Work required:
Keep only the lines that hold the string "page", filtering out the rest of the entries below.

Data for the task:
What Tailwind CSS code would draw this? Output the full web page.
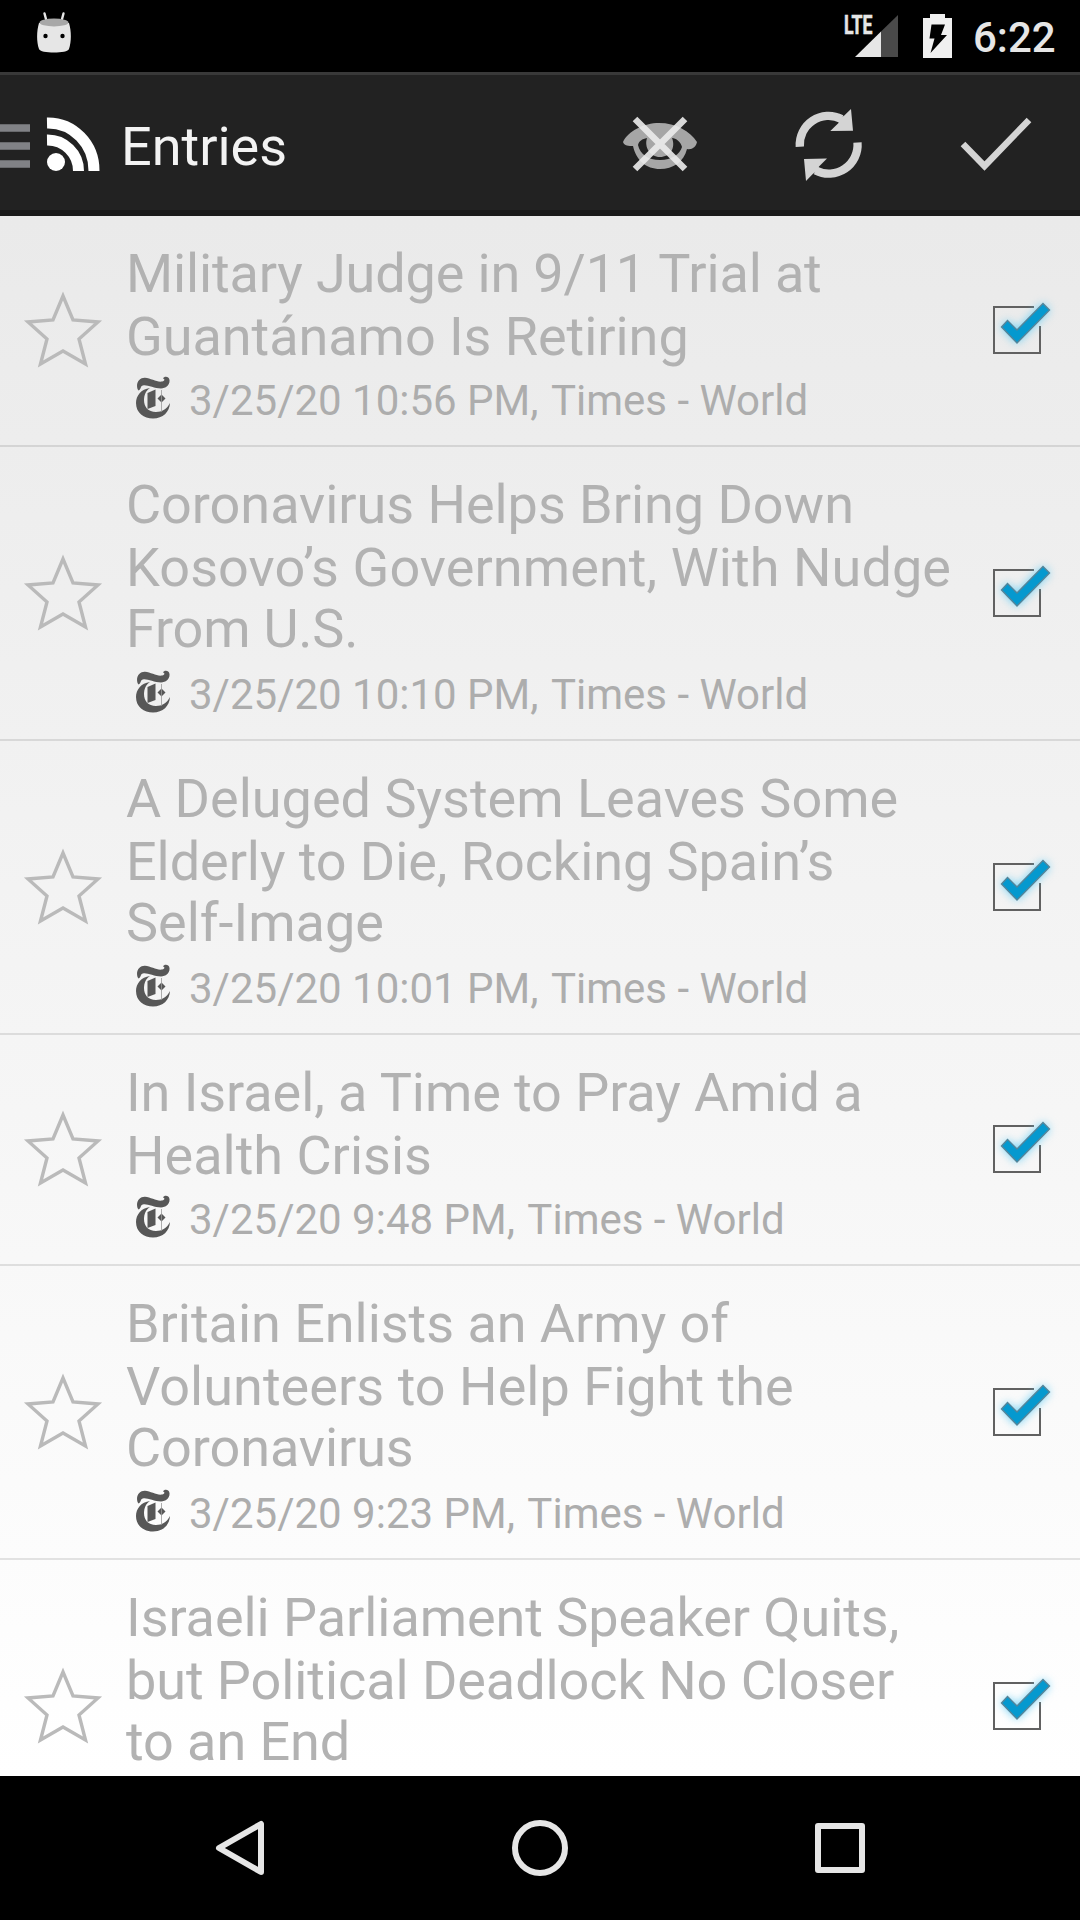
<!DOCTYPE html>
<html lang="en">
<head>
<meta charset="utf-8">
<title>Entries</title>
<script src="https://cdn.jsdelivr.net/npm/@tailwindcss/browser@4"></script>
</head>
<body class="w-[1080px] h-[1920px] overflow-hidden bg-black font-['Roboto',sans-serif]">
<svg class="hidden">
  <symbol id="star" viewBox="0 0 80 80"><path d="M40 6L50 30L75 32L56 49L62.500 74L40 61L17.500 74L24 49L5 32L30 30Z" fill="none" stroke="#bababa" stroke-width="3.400"/></symbol>
  <symbol id="check" viewBox="0 0 96 96">
    <path d="M52 25H12V71H58V44" fill="none" stroke="#616161" stroke-width="2"/>
    <path d="M19.500 45L25.500 38.500L35 48L61 21.500L67.500 28L35 61Z" fill="#62cdf5" filter="url(#glow)"/>
    <path d="M19.500 45L25.500 38.500L35 48L61 21.500L67.500 28L35 61Z" fill="#0599cf" stroke="#55859a" stroke-width="1.400"/>
  </symbol>
  <filter id="glow" x="-50%" y="-50%" width="200%" height="200%"><feGaussianBlur stdDeviation="5"/></filter>
  <symbol id="nyt" viewBox="0 0 36 44">
    <path d="M1.500 13C-.5 6 4 1.500 9 1.800C15 2.200 21 6.500 26 5.500C29 5 29 3 27 2.500C28 0 33 0 33.500 4C34 9 30 12.500 25 12.500C18 12.500 11 8.500 7 9.500C4 10.200 5.500 13 2.500 14.500Z" fill="#575757"/>
    <path d="M14 12C5 13 0 20 0 27C0 37 8 42.500 17 42.500C27 42.500 33.500 36 34 27C31 33 26 36 20 36C12 36 8 31 8 24C8 19 10 14.500 14 12Z" fill="#575757"/>
    <path d="M11.500 17L19.500 13.500V30L11.500 33Z" fill="#575757"/>
    <path d="M25.500 18.500L29.500 22.500L25.500 26.500L21.500 22.500Z" fill="#575757"/><path d="M25.500 14V36" stroke="#999" stroke-width=".8"/>
  </symbol>
</svg>
<div class="w-full h-full flex flex-col">
  <header class="h-[72px] shrink-0 flex bg-black">
    <svg class="w-[72px] h-[72px]" viewBox="0 0 72 72"><path d="M44.500 13.500L46.500 21M63.500 13.500L61.500 21" stroke="#e6e6e6" stroke-width="2.400" stroke-linecap="round"/><path d="M39 23C36.500 31 36.500 42 39 49C40 53.800 68 53.800 69 49C71.500 42 71.500 31 69 23Z" fill="#e6e6e6"/><ellipse cx="54" cy="22.500" rx="14.500" ry="3.900" fill="#a8a8a8"/><circle cx="45.500" cy="36" r="2.200"/><circle cx="62.500" cy="36" r="2.200"/></svg>
    <svg class="w-[150px] h-[72px] ml-[738px]" viewBox="810 0 150 72"><text x="844" y="33.500" font-family="Roboto" font-weight="700" font-size="26" textLength="28.500" lengthAdjust="spacingAndGlyphs" fill="#e6e6e6" stroke="#e6e6e6" stroke-width=".6">LTE</text><path d="M855 57L881 31.500V57Z" fill="#e6e6e6"/><path d="M881 31.500L898 15V57H881Z" fill="#4a4a4a"/><path d="M923 18H930V14H945V18H952V58H923Z" fill="#f0f0f0"/><path d="M931.500 24.500H945L941 35H947L930.500 53L934.500 38.500H929.500Z" fill="#000"/></svg>
    <div class="ml-[13px] mt-[13px] text-[42px] leading-[49px] font-medium text-[#e6e6e6] whitespace-nowrap">6:22</div>
  </header>
  <nav class="h-[144px] shrink-0 flex items-start bg-[#222222] border-t-3 border-t-[#393939] border-b-6 border-b-[#1a1a1a]">
    <svg class="w-[121px] h-[135px]" viewBox="0 75 121 135"><path d="M0 128H30M0 146H30M0 164H30" stroke="#818286" stroke-width="7.500"/><g fill="none" stroke="#fff" stroke-width="11"><path d="M47 123A46 47.500 0 0 1 94 171"/><path d="M47 140A31 31 0 0 1 78.500 171"/></g><circle cx="56" cy="162" r="9" fill="#fff"/></svg>
    <h1 class="mt-[40px] text-[54px] leading-[63px] text-[#f3f3f3]">Entries</h1>
    <svg class="w-[480px] h-[135px] ml-auto" viewBox="600 75 480 135">
      <path fill-rule="evenodd" fill="#a6a6a6" d="M623 142C628 131 644 123 659 123C676 123 690 131 697 142C696 147 692 150 687 149C684 162 673 169 660 169C646 169 636 160 633 146C629 146 624 146 623 142ZM638 145C640 154 648 160 660 160C672 160 680 154 682 147C681 142 676 138 672 138C676 148 670 157 660 157C650 157 644 147 647 138C642 139 639 141 638 145Z"/>
      <path d="M635 119L685 169M685 119L635 169" stroke="#ececec" stroke-width="6.500" stroke-opacity=".9"/>
      <g fill="#d4d4d4"><path d="M799.800 146.700A28.800 28.800 0 0 1 841.500 119" fill="none" stroke="#d4d4d4" stroke-width="8.300"/><path d="M851 109L853 130.700L830.300 131L838.500 123L840 118L844 115.700Z"/><path d="M857.500 142.500A28.800 28.800 0 0 1 815.700 170.500" fill="none" stroke="#d4d4d4" stroke-width="8.300"/><path d="M806 181L804 159L827 158.500L819 166.500L817 171L813 173.700Z"/></g>
      <path d="M963 144L984.500 166L1029 120" fill="none" stroke="#d4d4d4" stroke-width="6.500"/>
    </svg>
  </nav>
  <main id="list" class="h-[1560px] shrink-0 overflow-hidden bg-linear-to-b from-[#eaeaea] to-white"></main>
  <footer class="h-[144px] shrink-0 bg-black">
    <svg class="w-full h-full" viewBox="0 1776 1080 144" fill="none" stroke="#e6e6e6" stroke-width="6" stroke-linejoin="round"><path d="M261 1824V1872L219 1848Z"/><circle cx="540" cy="1848" r="25"/><rect x="818" y="1826" width="44" height="44"/></svg>
  </footer>
</div>
<script>
// Each title line is paired with its letter spacing in px.
const entries = [
  [[["Military Judge in 9/11 Trial at", -.15], ["Guantánamo Is Retiring", -.05]], "10:56"],
  [[["Coronavirus Helps Bring Down", -.04], ["Kosovo’s Government, With Nudge", .08], ["From U.S.", -.2]], "10:10"],
  [[["A Deluged System Leaves Some", 0], ["Elderly to Die, Rocking Spain’s", -.07], ["Self-Image", 0]], "10:01"],
  [[["In Israel, a Time to Pray Amid a", -.07], ["Health Crisis", 0]], "9:48"],
  [[["Britain Enlists an Army of", -.04], ["Volunteers to Help Fight the", .04], ["Coronavirus", -.08]], "9:23"],
  [[["Israeli Parliament Speaker Quits,", -.06], ["but Political Deadlock No Closer", -.07], ["to an End", -.08]], ""],
];
document.getElementById("list").innerHTML = entries.map(([lines, time]) => {
  const tall = lines.length === 3;
  return `
  <article class="flex items-start border-b-2 border-black/10 ${tall ? "h-[294px]" : "h-[231px]"}">
    <svg class="w-[80px] h-[80px] ml-[23px] shrink-0 ${tall ? "mt-[106px]" : "mt-[74px]"}"><use href="#star"/></svg>
    <div class="w-[850px] shrink-0 ml-[23px] pt-[26px] whitespace-nowrap">
      <h2 class="text-[54px] leading-[63px] text-[#b2b2b2]">${lines.map(([text, spacing], i) =>
        `<span class="block ${i === 2 ? "-mt-[2px] mb-[2px]" : ""}" style="letter-spacing:${spacing}px">${text}</span>`).join("")}</h2>
      ${time && `<div class="flex text-[#adadad]">
        <svg class="w-[36px] h-[44px] ml-[10px] mt-[8px] shrink-0"><use href="#nyt"/></svg>
        <p class="ml-[17px] mt-[8px] text-[42px] leading-[49px]">3/25/20 ${time} PM, <span class="ml-[2px]">Times - World</span></p>
      </div>`}
    </div>
    <svg class="w-[96px] h-[96px] ml-[6px] shrink-0 ${tall ? "mt-[98px]" : "mt-[66px]"}"><use href="#check"/></svg>
  </article>`;
}).join("");
</script>
</body>
</html>
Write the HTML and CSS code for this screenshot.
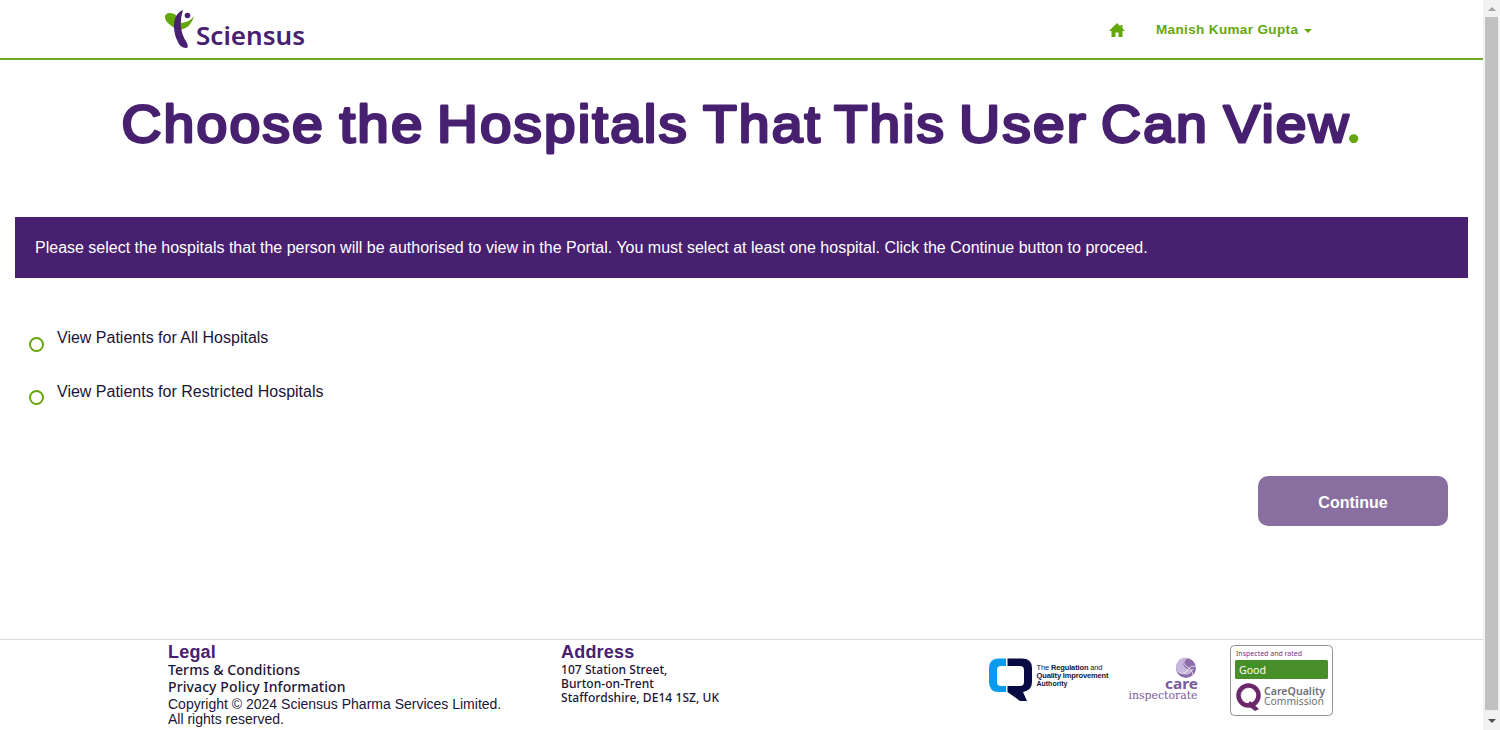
FILE: index.html
```html
<!DOCTYPE html>
<html lang="en">
<head>
<meta charset="utf-8">
<title>Choose the Hospitals That This User Can View</title>
<link rel="stylesheet" href="styles.css">
</head>
<body>
<div class="window">
<div class="page">
  <header class="header">
    <a class="brand">
      <svg width="150" height="48" viewBox="164 8 150 48">
        <path d="M179 30C169 26 164 20 165 16C166 12 173 12 177 16L181 21Z" fill="#64a70b"/>
        <path d="M180 30Q191 28 194 16Q190 22 181 23Z" fill="#64a70b"/>
        <path d="M183 10C173 14 172 28 177 40Q180 48 186 48Q189 48 187 43C179 31 180 20 183 10Z" fill="#482070"/>
        <circle cx="187.500" cy="15.500" r="2.800" fill="#482070"/>
        <text class="brand-name" x="196" y="45" textLength="109" lengthAdjust="spacingAndGlyphs">Sciensus</text>
      </svg>
    </a>
    <nav class="nav">
      <svg class="home" width="16" height="15" viewBox="0 0 16 15"><path d="M8 0L11.500 3.500V2H13.500V5.500L16 8H13.500V14H9.500V9.500H6.500V14H2.500V8H0Z" fill="#64a70b"/></svg>
      <span class="user">Manish Kumar Gupta</span><span class="caret"></span>
    </nav>
  </header>
  <main class="main">
    <h1 class="title">
      <svg width="1253" height="80" viewBox="115 87 1253 80">
        <g class="title-words">
          <text x="121.500" y="141.700" textLength="203.500" lengthAdjust="spacingAndGlyphs">Choose</text>
          <text x="339.500" y="141.700" textLength="85" lengthAdjust="spacingAndGlyphs">the</text>
          <text x="437" y="141.700" textLength="252" lengthAdjust="spacingAndGlyphs">Hospitals</text>
          <text x="703" y="141.700" textLength="119" lengthAdjust="spacingAndGlyphs">That</text>
          <text x="834" y="141.700" textLength="112" lengthAdjust="spacingAndGlyphs">This</text>
          <text x="959" y="141.700" textLength="129" lengthAdjust="spacingAndGlyphs">User</text>
          <text x="1101" y="141.700" textLength="108" lengthAdjust="spacingAndGlyphs">Can</text>
          <text x="1223.500" y="141.700" textLength="127" lengthAdjust="spacingAndGlyphs">View</text>
        </g>
        <text class="title-dot" x="1347" y="143">.</text>
      </svg>
    </h1>
    <div class="notice">Please select the hospitals that the person will be authorised to view in the Portal. You must select at least one hospital. Click the Continue button to proceed.</div>
    <div class="options">
      <label class="option"><span class="radio"></span><span>View Patients for All Hospitals</span></label>
      <label class="option"><span class="radio radio-second"></span><span>View Patients for Restricted Hospitals</span></label>
    </div>
    <div class="actions"><button class="continue">Continue</button></div>
  </main>
  <footer class="footer">
    <section class="legal">
      <h2 class="legal-head">Legal</h2>
      <a class="terms">Terms &amp; Conditions</a>
      <a class="privacy">Privacy Policy Information</a>
      <p>Copyright © 2024 Sciensus Pharma Services Limited.<br>All rights reserved.</p>
    </section>
    <section class="address">
      <h2>Address</h2>
      <p>107 Station Street,<br>Burton-on-Trent<br>Staffordshire, DE14 1SZ, UK</p>
    </section>
    <svg class="badges" width="350" height="80" viewBox="985 640 350 80">
      <path d="M1006 658.500H999Q989 658.500 989 668V682Q989 692 999 692H1006V686H1001Q997 686 997 682V670Q997 666 1001 666H1006Z" fill="#0a9bef"/>
      <path d="M1007.500 658.500H1022Q1032 658.500 1032 668V682Q1032 690 1023 692L1027 701H1020L1007.500 692V686H1020Q1024 686 1024 682V670Q1024 666 1020 666H1007.500Z" fill="#080b43"/>
      <g class="rqia">
        <text x="1036.500" y="670.300" textLength="66"><tspan class="light">The</tspan> Regulation <tspan class="light">and</tspan></text>
        <text x="1036.500" y="678.300" textLength="72">Quality Improvement</text>
        <text x="1036.500" y="686.300" textLength="31" lengthAdjust="spacingAndGlyphs">Authority</text>
      </g>
      <circle cx="1186" cy="668" r="10" fill="#8c6cab"/>
      <path d="M1176 668C1176 661 1181 657 1186 658Q1180 663 1186 668Q1190 671 1194 668Q1190 677 1183 674Q1177 672 1176 668Z" fill="#c9b6dc"/>
      <path d="M1187 658Q1181 662 1186 666Q1192 669 1193 675M1177 671Q1183 676 1187 671Q1191 664 1196 667" fill="none" stroke="#f4eff8" stroke-width=".8"/>
      <text class="care" x="1165" y="689" textLength="33" lengthAdjust="spacingAndGlyphs">care</text>
      <text class="inspectorate" x="1128.500" y="699" textLength="69" lengthAdjust="spacingAndGlyphs">inspectorate</text>
      <rect x="1230.500" y="645.500" width="102" height="70" rx="4" fill="#fff" stroke="#8f919b"/>
      <text class="rated" x="1236" y="656" textLength="66" lengthAdjust="spacingAndGlyphs">Inspected and rated</text>
      <rect x="1235" y="660" width="93" height="19" rx="1.500" fill="#488f29"/>
      <text class="good" x="1239" y="674" textLength="27" lengthAdjust="spacingAndGlyphs">Good</text>
      <circle cx="1248.500" cy="695.500" r="10" fill="none" stroke="#6c276a" stroke-width="4.500"/>
      <path d="M1250 701L1259 709L1255 711L1247 705Z" fill="#6c276a"/>
      <path d="M1241 696Q1242 689 1248 688" fill="none" stroke="#c9a9c8" stroke-width=".7"/>
      <text class="cq cq-bold" x="1264" y="695" textLength="61" lengthAdjust="spacingAndGlyphs">CareQuality</text>
      <text class="cq" x="1264" y="705" textLength="60" lengthAdjust="spacingAndGlyphs">Commission</text>
    </svg>
  </footer>
</div>
<div class="scrollbar"><i class="up"></i><div class="thumb"></div><i class="down"></i></div>
</div>
</body>
</html>
```
FILE: styles.css
```css
* { box-sizing: border-box; }
body { margin: 0; background: #fff; color: #1c1438; font-family: "Liberation Sans", Arial, sans-serif; overflow: hidden; }
svg { display: block; }
svg text { white-space: pre; }
h1, h2, p { margin: 0; }
.window { display: flex; height: 730px; }
.page { width: 1483px; display: flex; flex-direction: column; }
.header { height: 60px; border-bottom: 2px solid #70a82a; display: flex; justify-content: space-between; padding: 8px 171px 0 164px; }
.brand-name { font: 600 25.500px "Noto Sans", sans-serif; fill: #482070; }
.nav { display: flex; align-items: flex-start; color: #64a70b; }
.home { margin: 15px 31px 0 0; }
.user { font: bold 13.500px/16px "Liberation Sans", sans-serif; margin-top: 14px; width: 148px; letter-spacing: .36px; white-space: nowrap; }
.caret { margin-top: 21px; border: 4px solid transparent; border-top-color: #64a70b; border-bottom: 0; }
.main { height: 579px; padding: 27px 15px 0; }
.title { height: 130px; padding-left: 100px; }
.title-words { font: 400 52.500px "Liberation Sans", sans-serif; letter-spacing: 2px; fill: #482070; stroke: #482070; stroke-width: 2.800px; stroke-linejoin: round; }
.title-dot { font: 900 56px Lato, sans-serif; fill: #64a70b; }
.notice { height: 61px; background: #482070; color: #fff; font-size: 16px; line-height: 61px; padding-left: 20px; white-space: nowrap; }
.options { padding: 50px 0 0 14px; height: 198px; }
.option { display: flex; height: 54px; gap: 13px; font-size: 16px; line-height: 20px; }
.radio { width: 15px; height: 15px; margin-top: 9px; border: 2px solid #64a70b; border-radius: 50%; }
.radio-second { margin-top: 8px; }
.actions { display: flex; justify-content: flex-end; padding-right: 20px; }
.continue { width: 190px; height: 50px; border: 0; border-radius: 10px; background: #896fa0; color: #fff; font: bold 16px "Liberation Sans", sans-serif; padding: 3px 0 0; }
.footer { height: 91px; border-top: 1px solid #dcdbe5; display: flex; padding-left: 168px; }
.footer h2 { color: #482070; font-size: 18px; line-height: 22px; letter-spacing: .2px; padding-top: 1px; }
.footer .legal-head { height: 21px; }
.legal { width: 393px; }
.legal a { display: block; font: 500 14px/17px "Noto Sans", sans-serif; letter-spacing: .1px; }
.legal p { font-size: 14px; line-height: 15px; padding-top: 2px; }
.address { width: 424px; }
.address p { font: 500 12px/14px "Noto Sans", sans-serif; letter-spacing: .06px; }
.rqia { font: bold 7.500px "Liberation Sans", sans-serif; fill: #111443; }
.light { font-weight: 400; }
.care { font: bold 14px "Noto Sans", sans-serif; fill: #7c5a9d; }
.inspectorate { font: 11.500px "DejaVu Serif", serif; fill: #7c5a9d; }
.rated { font: 7.500px "Noto Sans", sans-serif; fill: #7c3079; }
.good { font: 11.500px "Noto Sans", sans-serif; fill: #fff; }
.cq { font: 11.500px "Noto Sans", sans-serif; fill: #68717c; }
.cq-bold { font-weight: 600; }
.scrollbar { width: 17px; background: #f1f1f1; display: flex; flex-direction: column; align-items: center; }
.thumb { width: 13px; height: 693px; background: #c1c1c1; margin: 6px 0 9px; }
.up, .down { width: 0; height: 4px; border: 4px solid transparent; }
.up { margin-top: 7px; border-top: 0; border-bottom-color: #a3a3a3; }
.down { border-bottom: 0; border-top-color: #505050; }
```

Answer to the exercise:
What Tailwind CSS code would draw this? Output the full web page.
<div class="page">
.page { width: 1483px; display: flex; flex-direction: column; }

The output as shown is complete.